Shares of travel software company Datalex slumped 75% today as they resumed trading on Euronext Dublin after they were suspended in April 2019 due to a delay in the publication of its full year results for 2018.

"A fundamental ambition of the new board and management team has been to achieve a return to trading of the company's ordinary shares on Euronext Dublin, thereby allowing our current shareholders to trade and our future shareholders to have the opportunity to invest in Datalex," the company's chief executive Sean Corkery said. 

He said the move was "another key milestone" for Datalex. 

"Most importantly, this is an indicator to our customers, and to all our stakeholders, that Datalex is future-focused and primed for a return to growth and profitability," the CEO added. 

Datalex undertook an audit of its 2018 accounts last year after a review discovered "significant accounting irregularities" at the firm. 

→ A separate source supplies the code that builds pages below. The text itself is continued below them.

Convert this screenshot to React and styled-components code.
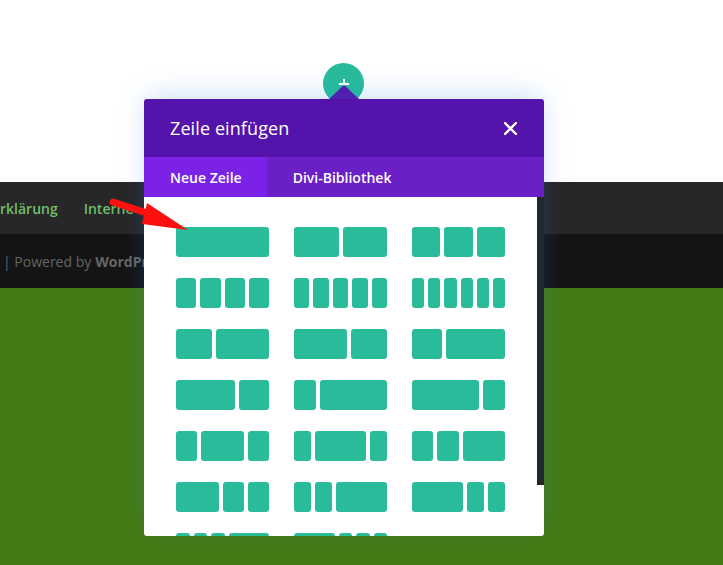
import React from 'react'
import styled, { createGlobalStyle } from 'styled-components'

const GlobalStyle = createGlobalStyle`
	html, body {
		margin: 0;
		padding: 0;
		background: #fff;
		font-family: "Open Sans", "Noto Sans", sans-serif;
		overflow: hidden;
	}
`

const Page = styled.div`
	position: relative;
	width: 723px;
	height: 565px;
	display: flex;
	flex-direction: column;
	overflow: hidden;
`

const TopArea = styled.div`
	height: 182px;
	background: #fff;
`

const NavBar = styled.div`
	height: 52px;
	background: #272727;
	display: flex;
	align-items: center;
	gap: 26px;
	font-size: 14px;
	font-weight: 600;
	color: #6fbf6b;
`

const FooterBar = styled.div`
	height: 54px;
	background: #141414;
	display: flex;
	align-items: center;
	padding-left: 3px;
	font-size: 14px;
	color: #666;

	b {
		font-weight: 700;
		margin-left: 4px;
	}
`

const GreenArea = styled.div`
	flex: 1;
	background: #447a13;
`

const AddButton = styled.div`
	position: absolute;
	left: 323px;
	top: 63px;
	width: 41px;
	height: 41px;
	border-radius: 50%;
	background: #29bb9a;
	display: flex;
	justify-content: center;
	padding-top: 16px;
	box-sizing: border-box;
	color: #fff;
`

const Pointer = styled.div`
	position: absolute;
	left: 329px;
	top: 85px;
	width: 0;
	height: 0;
	border-left: 15px solid transparent;
	border-right: 15px solid transparent;
	border-bottom: 14px solid #5413ab;
`

const Modal = styled.div`
	position: absolute;
	left: 144px;
	top: 99px;
	width: 400px;
	height: 437px;
	display: flex;
	flex-direction: column;
	border-radius: 3px;
	overflow: hidden;
	background: #fff;
	box-shadow: 0 -6px 26px -4px rgba(43, 135, 218, 0.28);
`

const Header = styled.div`
	height: 58px;
	flex: none;
	background: #5413ab;
	display: flex;
	align-items: center;
	justify-content: space-between;
	padding: 0 27px 0 26px;
	color: #fff;
`

const Title = styled.h1`
	margin: 0;
	font-size: 18px;
	font-weight: 500;
	letter-spacing: 0.1px;
`

const Tabs = styled.div`
	height: 40px;
	flex: none;
	display: flex;
	background: #6a1fc7;
`

const Tab = styled.div`
	display: flex;
	align-items: center;
	padding: 0 25px 0 26px;
	font-size: 14px;
	font-weight: 600;
	color: #fff;
	background: ${(props) => (props.active ? '#7b22e6' : 'transparent')};
`

const Content = styled.div`
	position: relative;
	flex: 1;
	overflow: hidden;
	padding: 30px 0 0 32px;
`

const ScrollTrack = styled.div`
	position: absolute;
	right: 0;
	top: 0;
	width: 7px;
	height: 288px;
	background: #23282d;
`

const LayoutGrid = styled.div`
	display: grid;
	grid-template-columns: repeat(3, 93px);
	column-gap: 25px;
	row-gap: 21px;
`

const Layout = styled.div`
	display: flex;
	gap: 4px;
	height: 30px;
`

const Column = styled.div`
	flex: ${(props) => props.grow} 1 0;
	background: #29bb9a;
	border-radius: 3px;
`

const Arrow = styled.svg`
	position: absolute;
	left: 100px;
	top: 190px;
	overflow: visible;
`

const layouts = [
	[[1], [1, 1], [1, 1, 1]],
	[[1, 1, 1, 1], [1, 1, 1, 1, 1], [1, 1, 1, 1, 1, 1]],
	[[2, 3], [3, 2], [1, 2]],
	[[2, 1], [1, 3], [3, 1]],
	[[1, 2, 1], [1, 3, 1], [1, 1, 2]],
	[[2, 1, 1], [1, 1, 3], [3, 1, 1]],
	[[1, 1, 1, 3], [3, 1, 1, 1]]
]

const App = () => (
	<>
		<GlobalStyle />
		<Page>
			<TopArea />
			<NavBar>
				<span>rklärung</span>
				<span>Interne</span>
			</NavBar>
			<FooterBar>
				| Powered by <b>WordPress</b>
			</FooterBar>
			<GreenArea />

			<AddButton>
				<svg width="10" height="10" viewBox="0 0 10 10">
					<path d="M5 0v10M0 5h10" stroke="#fff" strokeWidth="2" />
				</svg>
			</AddButton>
			<Pointer />

			<Modal>
				<Header>
					<Title>Zeile einfügen</Title>
					<svg width="13" height="13" viewBox="0 0 13 13">
						<path d="M1 1l11 11M12 1L1 12" stroke="#fff" strokeWidth="2.4" strokeLinecap="square" />
					</svg>
				</Header>
				<Tabs>
					<Tab active>Neue Zeile</Tab>
					<Tab>Divi-Bibliothek</Tab>
				</Tabs>
				<Content>
					<LayoutGrid>
						{layouts.flat().map((cols, i) => (
							<Layout key={i}>
								{cols.map((g, j) => (
									<Column key={j} grow={g} />
								))}
							</Layout>
						))}
					</LayoutGrid>
					<ScrollTrack />
				</Content>
			</Modal>

			<Arrow width="90" height="45" viewBox="0 0 90 45">
				<path d="M13 12L50 24" stroke="#ff1010" strokeWidth="7" strokeLinecap="round" />
				<polygon points="88,40 47,13 42,34" fill="#ff1010" />
			</Arrow>
		</Page>
	</>
)

export default App
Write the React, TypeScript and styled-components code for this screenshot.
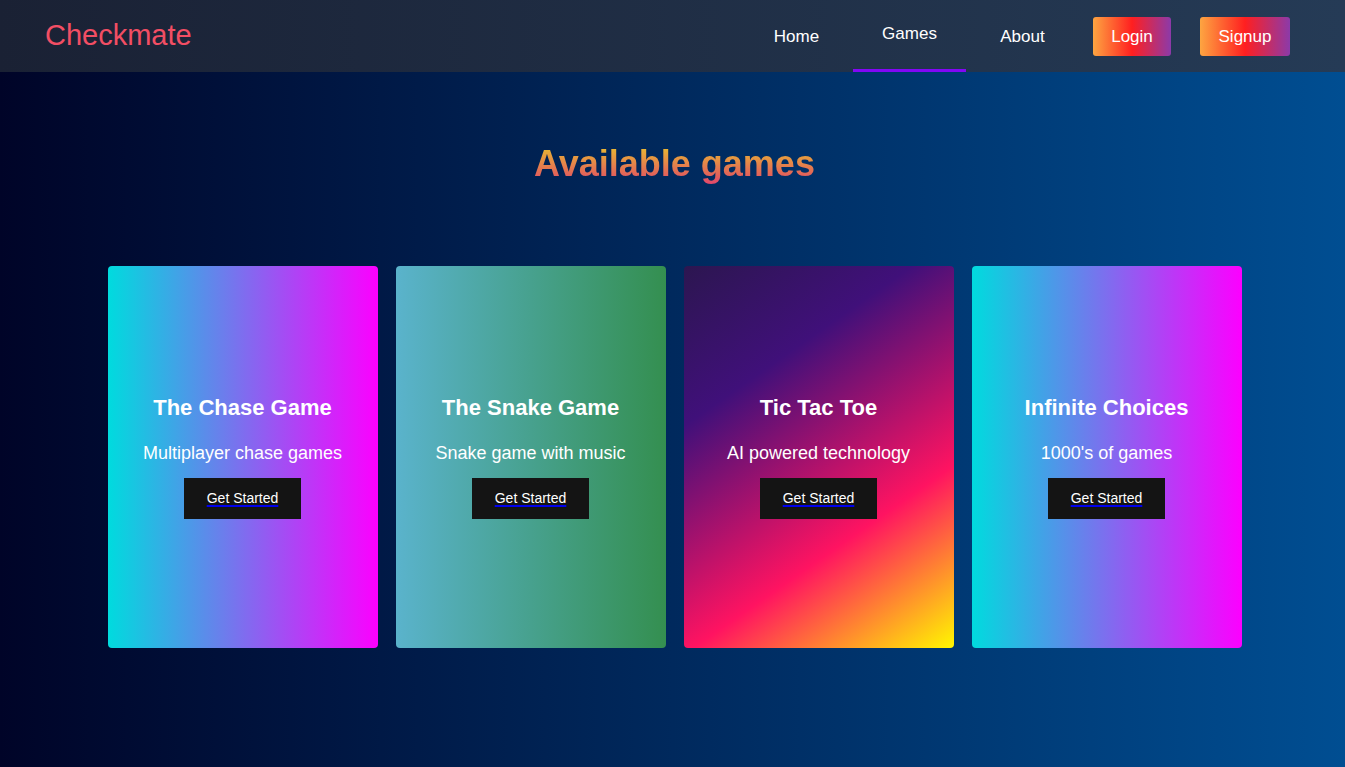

A PWC report said the company's figures for the first six months of 2018 were "materially overstated", with some revenue recorded before it had actually been received.  

A delay to Datalex's publication of full year results led to the suspension of its Dublin-listed shares in April, while chairman Paschal Taggart and CEO Aidan Brogan also resigned.

In April of this year, Datalex said it was including a targeted redundancy programme in its cost cutting plan as part of measures to deal with the Covid-19 impact. 

The company said the travel restrictions imposed to control the spread of Covid-19 were having a significant and negative impact on its airline customers.